Do this
Copy the lines below as they are; omit the images they contain.

Data excerpt
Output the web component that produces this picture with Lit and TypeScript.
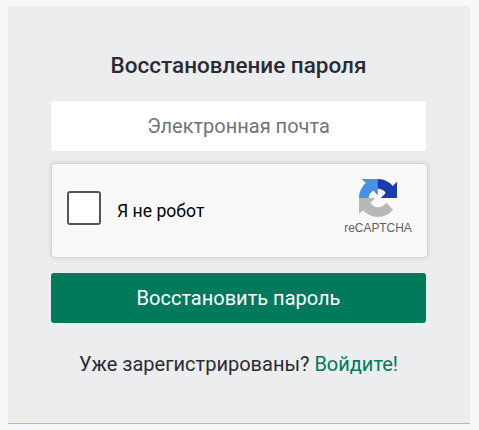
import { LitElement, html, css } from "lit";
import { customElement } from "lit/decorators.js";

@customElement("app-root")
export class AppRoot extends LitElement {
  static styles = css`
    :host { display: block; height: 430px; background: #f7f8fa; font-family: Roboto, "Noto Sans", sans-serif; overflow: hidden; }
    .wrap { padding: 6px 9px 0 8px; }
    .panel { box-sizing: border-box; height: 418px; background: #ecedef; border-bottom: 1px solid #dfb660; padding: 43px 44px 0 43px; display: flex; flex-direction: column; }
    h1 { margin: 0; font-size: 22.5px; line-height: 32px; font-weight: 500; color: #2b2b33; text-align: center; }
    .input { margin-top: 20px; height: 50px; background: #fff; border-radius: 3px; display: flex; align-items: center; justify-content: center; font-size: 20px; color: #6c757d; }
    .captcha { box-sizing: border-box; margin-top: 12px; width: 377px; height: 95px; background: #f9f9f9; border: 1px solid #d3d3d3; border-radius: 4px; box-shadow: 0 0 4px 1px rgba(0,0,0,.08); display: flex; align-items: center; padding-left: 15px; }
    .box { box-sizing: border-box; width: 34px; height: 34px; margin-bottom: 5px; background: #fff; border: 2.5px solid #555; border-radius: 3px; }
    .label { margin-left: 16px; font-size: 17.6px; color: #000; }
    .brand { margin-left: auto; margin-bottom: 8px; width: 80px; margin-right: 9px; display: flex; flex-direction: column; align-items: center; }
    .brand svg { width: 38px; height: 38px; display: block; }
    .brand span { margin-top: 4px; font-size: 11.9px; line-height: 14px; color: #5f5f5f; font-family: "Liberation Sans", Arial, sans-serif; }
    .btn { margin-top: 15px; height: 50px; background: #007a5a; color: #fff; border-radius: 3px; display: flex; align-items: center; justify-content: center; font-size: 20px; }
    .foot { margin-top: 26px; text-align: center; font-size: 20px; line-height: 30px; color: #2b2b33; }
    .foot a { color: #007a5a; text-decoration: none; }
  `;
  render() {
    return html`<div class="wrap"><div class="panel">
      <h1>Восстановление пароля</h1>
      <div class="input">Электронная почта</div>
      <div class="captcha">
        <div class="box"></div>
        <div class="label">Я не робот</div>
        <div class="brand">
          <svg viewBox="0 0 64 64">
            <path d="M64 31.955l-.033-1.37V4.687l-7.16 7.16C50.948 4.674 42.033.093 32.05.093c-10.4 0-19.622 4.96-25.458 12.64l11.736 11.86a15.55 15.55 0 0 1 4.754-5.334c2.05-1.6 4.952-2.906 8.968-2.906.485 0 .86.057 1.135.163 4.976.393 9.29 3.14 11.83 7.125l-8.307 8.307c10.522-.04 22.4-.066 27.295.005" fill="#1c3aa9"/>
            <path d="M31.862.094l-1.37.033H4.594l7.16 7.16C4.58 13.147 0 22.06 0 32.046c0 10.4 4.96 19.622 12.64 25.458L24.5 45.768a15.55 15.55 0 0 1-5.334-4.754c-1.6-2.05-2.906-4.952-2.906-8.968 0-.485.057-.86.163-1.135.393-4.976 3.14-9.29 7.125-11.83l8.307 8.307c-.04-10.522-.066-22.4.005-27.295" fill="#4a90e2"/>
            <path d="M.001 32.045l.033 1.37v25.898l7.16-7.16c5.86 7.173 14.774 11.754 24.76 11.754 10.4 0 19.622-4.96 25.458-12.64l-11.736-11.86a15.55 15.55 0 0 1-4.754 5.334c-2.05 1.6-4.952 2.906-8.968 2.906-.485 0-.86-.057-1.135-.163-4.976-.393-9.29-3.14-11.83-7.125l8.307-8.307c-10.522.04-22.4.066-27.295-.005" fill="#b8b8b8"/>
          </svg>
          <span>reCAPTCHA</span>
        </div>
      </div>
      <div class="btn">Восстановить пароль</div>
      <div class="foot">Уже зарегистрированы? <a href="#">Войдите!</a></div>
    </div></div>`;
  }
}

The completed task
Output the web component that produces this picture with Lit and TypeScript.
import { LitElement, html, css } from "lit";
import { customElement } from "lit/decorators.js";

@customElement("app-root")
export class AppRoot extends LitElement {
  static styles = css`
    :host { display: block; height: 430px; background: #f7f8fa; font-family: Roboto, "Noto Sans", sans-serif; overflow: hidden; }
    .wrap { padding: 6px 9px 0 8px; }
    .panel { box-sizing: border-box; height: 418px; background: #ecedef; border-bottom: 1px solid #dfb660; padding: 43px 44px 0 43px; display: flex; flex-direction: column; }
    h1 { margin: 0; font-size: 22.5px; line-height: 32px; font-weight: 500; color: #2b2b33; text-align: center; }
    .input { margin-top: 20px; height: 50px; background: #fff; border-radius: 3px; display: flex; align-items: center; justify-content: center; font-size: 20px; color: #6c757d; }
    .captcha { box-sizing: border-box; margin-top: 12px; width: 377px; height: 95px; background: #f9f9f9; border: 1px solid #d3d3d3; border-radius: 4px; box-shadow: 0 0 4px 1px rgba(0,0,0,.08); display: flex; align-items: center; padding-left: 15px; }
    .box { box-sizing: border-box; width: 34px; height: 34px; margin-bottom: 5px; background: #fff; border: 2.5px solid #555; border-radius: 3px; }
    .label { margin-left: 16px; font-size: 17.6px; color: #000; }
    .brand { margin-left: auto; margin-bottom: 8px; width: 80px; margin-right: 9px; display: flex; flex-direction: column; align-items: center; }
    .brand svg { width: 38px; height: 38px; display: block; }
    .brand span { margin-top: 4px; font-size: 11.9px; line-height: 14px; color: #5f5f5f; font-family: "Liberation Sans", Arial, sans-serif; }
    .btn { margin-top: 15px; height: 50px; background: #007a5a; color: #fff; border-radius: 3px; display: flex; align-items: center; justify-content: center; font-size: 20px; }
    .foot { margin-top: 26px; text-align: center; font-size: 20px; line-height: 30px; color: #2b2b33; }
    .foot a { color: #007a5a; text-decoration: none; }
  `;
  render() {
    return html`<div class="wrap"><div class="panel">
      <h1>Восстановление пароля</h1>
      <div class="input">Электронная почта</div>
      <div class="captcha">
        <div class="box"></div>
        <div class="label">Я не робот</div>
        <div class="brand">
          <svg viewBox="0 0 64 64">
            <path d="M64 31.955l-.033-1.37V4.687l-7.16 7.16C50.948 4.674 42.033.093 32.05.093c-10.4 0-19.622 4.96-25.458 12.64l11.736 11.86a15.55 15.55 0 0 1 4.754-5.334c2.05-1.6 4.952-2.906 8.968-2.906.485 0 .86.057 1.135.163 4.976.393 9.29 3.14 11.83 7.125l-8.307 8.307c10.522-.04 22.4-.066 27.295.005" fill="#1c3aa9"/>
            <path d="M31.862.094l-1.37.033H4.594l7.16 7.16C4.58 13.147 0 22.06 0 32.046c0 10.4 4.96 19.622 12.64 25.458L24.5 45.768a15.55 15.55 0 0 1-5.334-4.754c-1.6-2.05-2.906-4.952-2.906-8.968 0-.485.057-.86.163-1.135.393-4.976 3.14-9.29 7.125-11.83l8.307 8.307c-.04-10.522-.066-22.4.005-27.295" fill="#4a90e2"/>
            <path d="M.001 32.045l.033 1.37v25.898l7.16-7.16c5.86 7.173 14.774 11.754 24.76 11.754 10.4 0 19.622-4.96 25.458-12.64l-11.736-11.86a15.55 15.55 0 0 1-4.754 5.334c-2.05 1.6-4.952 2.906-8.968 2.906-.485 0-.86-.057-1.135-.163-4.976-.393-9.29-3.14-11.83-7.125l8.307-8.307c-10.522.04-22.4.066-27.295-.005" fill="#b8b8b8"/>
          </svg>
          <span>reCAPTCHA</span>
        </div>
      </div>
      <div class="btn">Восстановить пароль</div>
      <div class="foot">Уже зарегистрированы? <a href="#">Войдите!</a></div>
    </div></div>`;
  }
}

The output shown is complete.